Demand for electricity is likely to balloon in Virginia over the next three decades as data centers flock to the state and electric vehicles increasingly replace traditional ones, a forecast from the University of Virginia’s Energy Transition Initiative recently found.
“Virginia policymakers have decided to make our electricity supply greener, and to do that we have to build a substantial amount of energy sources over the next few years. … If we’re going to do that, we have to be prepared and we have to bring all the information together to allow us to do that in a cost-effective way,” said William Shobe, director of the initiative within UVA’s Weldon Cooper Center and the author of the report.
Overall, Shobe predicts that Virginia’s electricity sales will increase 30 to 38% by 2035 and by more than 78% by 2050, compared to current sales. Some experts, however, caution that many variables will affect future electric demand.
In Shobe’s analysis, nearly all of those increases will be due to two factors: data centers and transportation electrification.

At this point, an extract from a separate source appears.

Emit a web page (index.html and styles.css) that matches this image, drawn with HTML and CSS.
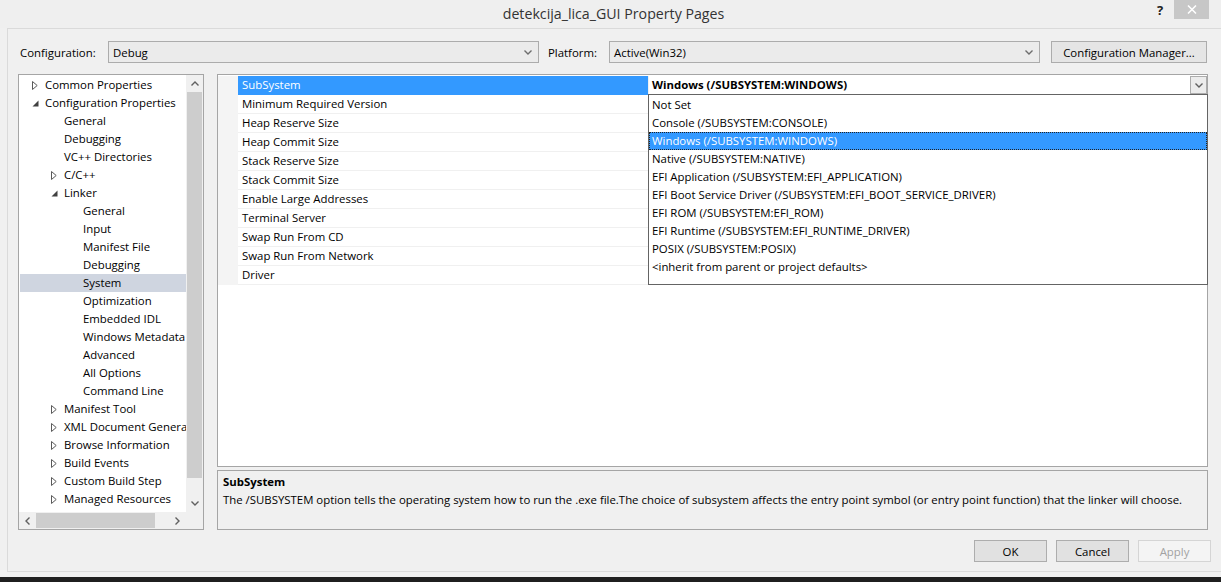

Over roughly the past decade, commercial and industrial electricity demand has been falling in Virginia, while residential sales have flattened or in some cases declined. Appalachian Power sales, the report says, “have, in recent years, settled into a slow decline due to efficiency improvements as well as declining population and industrial activity in its service region in Southwest Virginia.”
Appalachian Power spokesperson Teresa Hall said the company “does not expect a sharp turnaround in the load growth trend in its Virginia service territory.”
“We continue to work diligently with our local, regional and state economic developers on ways to attract new business and industry to help these areas rebound and grow,” she said.
Even as sales to these sectors decline or plateau, data centers, which have proliferated in Virginia in recent years, are not only offsetting the losses but far exceeding them.
In 2016, Northern Virginia became the world’s largest data center market in the world, leading Loudoun County to brand itself “Data Center Alley.” By 2019, Northern Virginia’s market had swelled to such an extent that it was nearly as large as the next four largest U.S. markets of Dallas-Fort Worth, Silicon Valley, Chicago and Phoenix combined, according to a report prepared for the Northern Virginia Technology Council.
“Data center electricity use has been accelerating and is on a trajectory to rival all other commercial electricity sales in the state by 2030,” the Weldon Cooper forecast finds. These sales will be “the only significant current source of growth in electricity demand and will continue to be so until such time as electric vehicle sales increase substantially.”
How closely the predictions match reality will depend on whether data center growth continues at its current frantic pace.
“We do not expect that this rapid acceleration can continue indefinitely,” the report says. Nevertheless, “the range of applications of data services will probably continue to increase with the expansion of mobile communications and data services, industrial controls, crypto-currency mining, gaming, internet-aware appliances and many other applications.”
Even considering several possible scenarios for data center growth — high, medium and low growth — the forecast finds that sales to this sector are still likely to increase significantly. By 2030, Shobe predicts that if only moderate growth occurs, Dominion Energy’s data center sales will still outstrip all of its other commercial sales combined.
Conversion from internal combustion engine cars to electric vehicles will also drive up electricity demand, the report found. During the 2021 General Assembly session, lawmakers agreed to adopt a zero-emission vehicle standard that requires a certain number of vehicles manufacturers sell within the state to be electric. President Joseph Biden’s administration has also announced major commitments to electric vehicles, and several major automakers including General Motors have announced pledges to go all-electric over the next two decades.
However, in Virginia, the Weldon Cooper report cautions, “the pace of this transition is highly uncertain. … The current fleet of EVs is currently too small to have any measurable effect on electricity sales. So we cannot use the history of past sales as a helpful guide to future sales.”
Will Cleveland, an attorney with the Southern Environmental Law Center who works closely on Virginia energy issues, called it “noticeable … that Shobe seems to be saying what we have been saying for years: the only growth sector at all is in data centers.”
However, Cleveland said that in testimony before the State Corporation Commission, the center has “been pretty critical of simply applying formulas to past growth because the data center industry is much more complicated than that.”
“By 2050 we have no idea what the options are going to be for behind-the-meter generation and storage. We have no idea how efficient the data centers are going to become or whether they’re going to start to operate with their own on-site solar,” he said.
Shobe said that while the forecast “helps us figure out the best path forward,” it also highlights the need for more detailed information about what Virginia electricity providers should plan for in coming decades, particularly as they decarbonize their generation fleets in response to the Virginia Clean Economy Act.
“I think there’s a real need for us to do more and know more and to try to tighten this forecast up at least as far as data centers are concerned,” he said.
David Murray, executive director of the Chesapeake Solar and Storage Association, a trade group that advocates for clean energy in Virginia, Maryland and Washington, D.C., said the report highlights the role the burgeoning industry can play as Virginia’s transition away from fossil fuels continues.
“We’re certainly well equipped to meet the growth in electricity demand with solar power, wind power and other local resources and at the same time get more efficient,” he said.